Columbia Heights-U Street-Shaw-Mount Pleasant: The neighborhoods off the Green Line in the District are some of the most sought-after in the city. Commutes to downtown Washington can be some of the most ideal in terms of length (10-25 minutes), and these neighborhoods are also walkable (within 30 minutes) to most of downtown Washington. While the Green Line can offer quick service to Gallery Place and L'Enfant Plaza, offices in the Golden Triangle or McPherson Square are sometimes better accessed via Metrobus, although mainline bus routes here can be crowded. Parking can be tough in these neighborhoods, and while driving to Virginia can be rough during rush hour, heading north to Silver Spring is an easier proposition.

Glover Park: Often overshadowed by Georgetown to its south, the Whole Foods and quiet streets with attractive rowhouses and garden apartments (with somewhat cheaper rent) make Glover Park increasingly popular. If you're a driver, narrow, congested streets can make street parking nerve-racking, but commutes to Bethesda and Arlington are fairly easy. Driving to Tysons Corner and beyond might seem easy on a map, but the reversible one-way flow on Canal Road and backups crossing the Potomac can be frustrating. But if you're depending on public transportation, get ready to make Metrobus your best friend. The Route D1 runs into the heart of downtown Washington, but only during rush hour. The Route D2 bus runs to Dupont Circle. The Route 30/32/34/35/36 buses connect to Friendship Heights and downtown Washington but are notoriously crowded, slow and off-schedule. Expect at least 30 minutes.

Shirlington-Fairlington-Columbia Pike: If you have a car, between Alexandria and Arlington can be a good place to live. Not only can you drive into downtown Washington somewhat easily via I-395 and the 14th Street Bridge, Metrobus tailored to commuters is usually nearby. Many Metrobus routes feed into the Pentagon Transit Center and the Pentagon Metrorail station. Getting to Maryland is generally tough. Driving to Tysons Corner and beyond can present chokepoints at Baileys Crossroads and Seven Corners, but driving to Arlington's Orange Line corridor should take only about 15 to 20 minutes.

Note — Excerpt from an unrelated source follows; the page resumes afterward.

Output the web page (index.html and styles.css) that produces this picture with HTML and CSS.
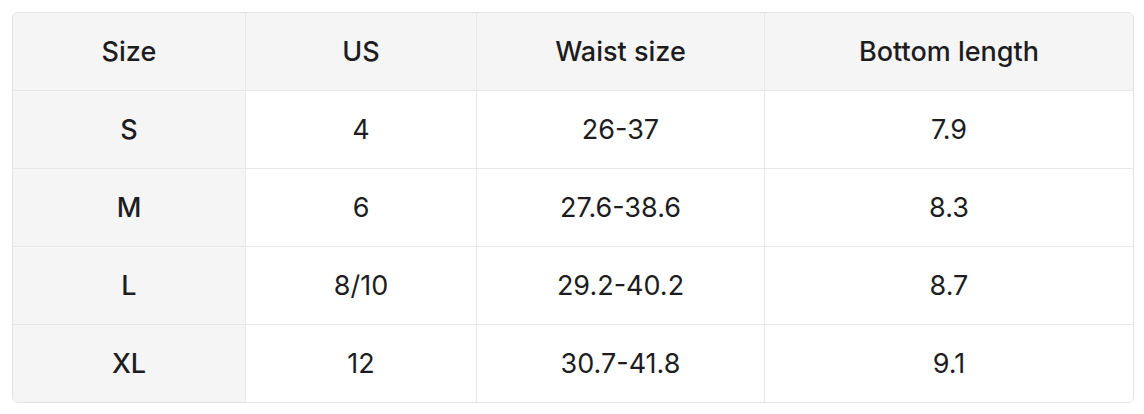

Silver Spring: Cheaper rent and new shopping and entertainment make Silver Spring an attractive residential area, especially if you work there too. With numerous bus lines feeding into its Red Line station, commutes to downtown Washington can be 25 to 40 minutes. Add 30 minutes or more if you have to connect to another train to Virginia. While bus lines to connect the Silver Spring Transit Center to Bethesda, driving can be fairly simple, as long as you stay off the Capital Beltway. That makes getting to Virginia generally tough, unless you don't mind bumper-to-bumper traffic or have mastered the back roads through Rock Creek Park and Upper Northwest Washington.